The writer of this article is bothered by the county commission's decision to remove a small cross from the picture of a mission/ church on the seal. It seems that Catholic priests were intergal to the founding of the county and some unfortunate slobs had thought it was important to honor that history.

Anyway, in its big-brotherly attempt to re-write history, the commission deleted the symbol from the insignia. The writer's main problems are three-fold (the rewriting of history, intolerance of a worldview and removal of the foundation of our society).

It is interesting that we have 2 sides of the cultural divide, both desiring to rewrite history in its own image. On the Right we have Wallbuilders and D. James Kennedy's Center for Reclaiming America attempting ignore historians to make the USA a Christian nation in its founding and its early leaders Evangelicals, thereby destroying the separation of church and state and introducing some form of theocracy (at its extreme).

On the Left, as evidenced by the LA County Commission, we have the ACLU (whom I like more than many of my Christian Brethren) and other organizations attempting to purge Christianity not only from our present day society (which is their right, even if I disagree) but also from American history (which is of greater concern), thereby building a barrier on par with the Berlin Wall which would secularize America to the point of denying the existence of its Puritan beginnings and shut the voice of the faithful in the political realm (at its extreme).

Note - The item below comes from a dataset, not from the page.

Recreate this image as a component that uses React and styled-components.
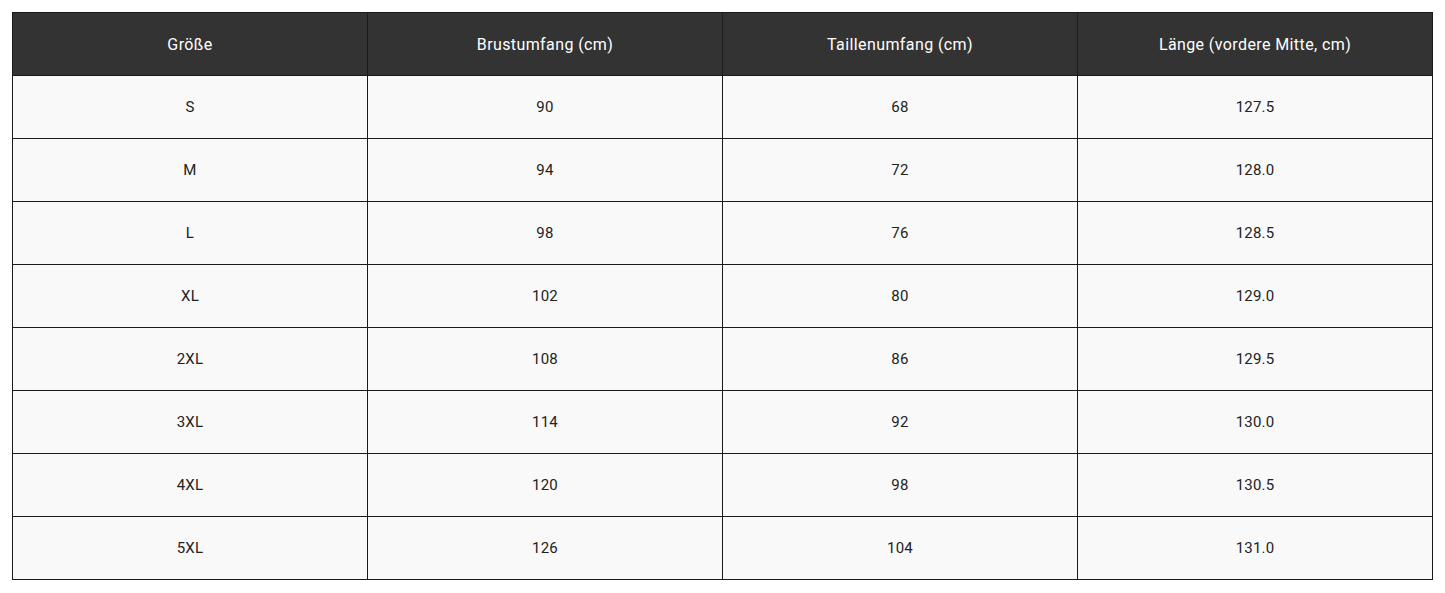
import React from "react";
import styled, { createGlobalStyle } from "styled-components";

const GlobalStyle = createGlobalStyle`
  body {
    margin: 0;
    padding: 12px;
    background: #ffffff;
    font-family: Roboto, "Open Sans", "Liberation Sans", sans-serif;
  }
`;

const Table = styled.table`
  width: 1421px;
  border-collapse: collapse;
  border: 1.5px solid #2a2a2a;
  table-layout: fixed;
`;

const HeadCell = styled.th`
  background: #333333;
  color: #ffffff;
  font-weight: 400;
  font-size: 16px;
  letter-spacing: 0.4px;
  height: 62px;
  padding: 0;
  text-align: center;
  border: 1.5px solid #1a1a1a;
`;

const Cell = styled.td`
  background: #f9f9f9;
  color: #222222;
  font-size: 15px;
  letter-spacing: 0.2px;
  height: 62px;
  padding: 0;
  text-align: center;
  border: 1.5px solid #1a1a1a;
`;

const headers = [
  "Größe",
  "Brustumfang (cm)",
  "Taillenumfang (cm)",
  "Länge (vordere Mitte, cm)",
];

const rows = [
  ["S", "90", "68", "127.5"],
  ["M", "94", "72", "128.0"],
  ["L", "98", "76", "128.5"],
  ["XL", "102", "80", "129.0"],
  ["2XL", "108", "86", "129.5"],
  ["3XL", "114", "92", "130.0"],
  ["4XL", "120", "98", "130.5"],
  ["5XL", "126", "104", "131.0"],
];

function App() {
  return (
    <>
      <GlobalStyle />
      <Table>
        <thead>
          <tr>
            {headers.map((h) => (
              <HeadCell key={h}>{h}</HeadCell>
            ))}
          </tr>
        </thead>
        <tbody>
          {rows.map((r) => (
            <tr key={r[0]}>
              {r.map((v, i) => (
                <Cell key={i}>{v}</Cell>
              ))}
            </tr>
          ))}
        </tbody>
      </Table>
    </>
  );
}

export default App;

Once again, I am at a loss because of the radical nature of these extremes. Why is it so hard to understand the US has a complex and difficult history regarding religion? Why is it so hard to honor the past without rewriting it or deifying it? Why do we think that we need to rewrite the past to justify our present political desires (we are not the 1st such society- Communist Russia, China and Nazi Germany all did great historical rewrites)?

So, I guess I will return home and pick up my copies of Howard Zinn's a People's History of the United States and Paul Johnson's A History of the American People and try to figure out where the truth lay as I read to books telling radically different histories of the the same nation. Could they both be a little right? And a little wrong?

note: this is not a new happening or article.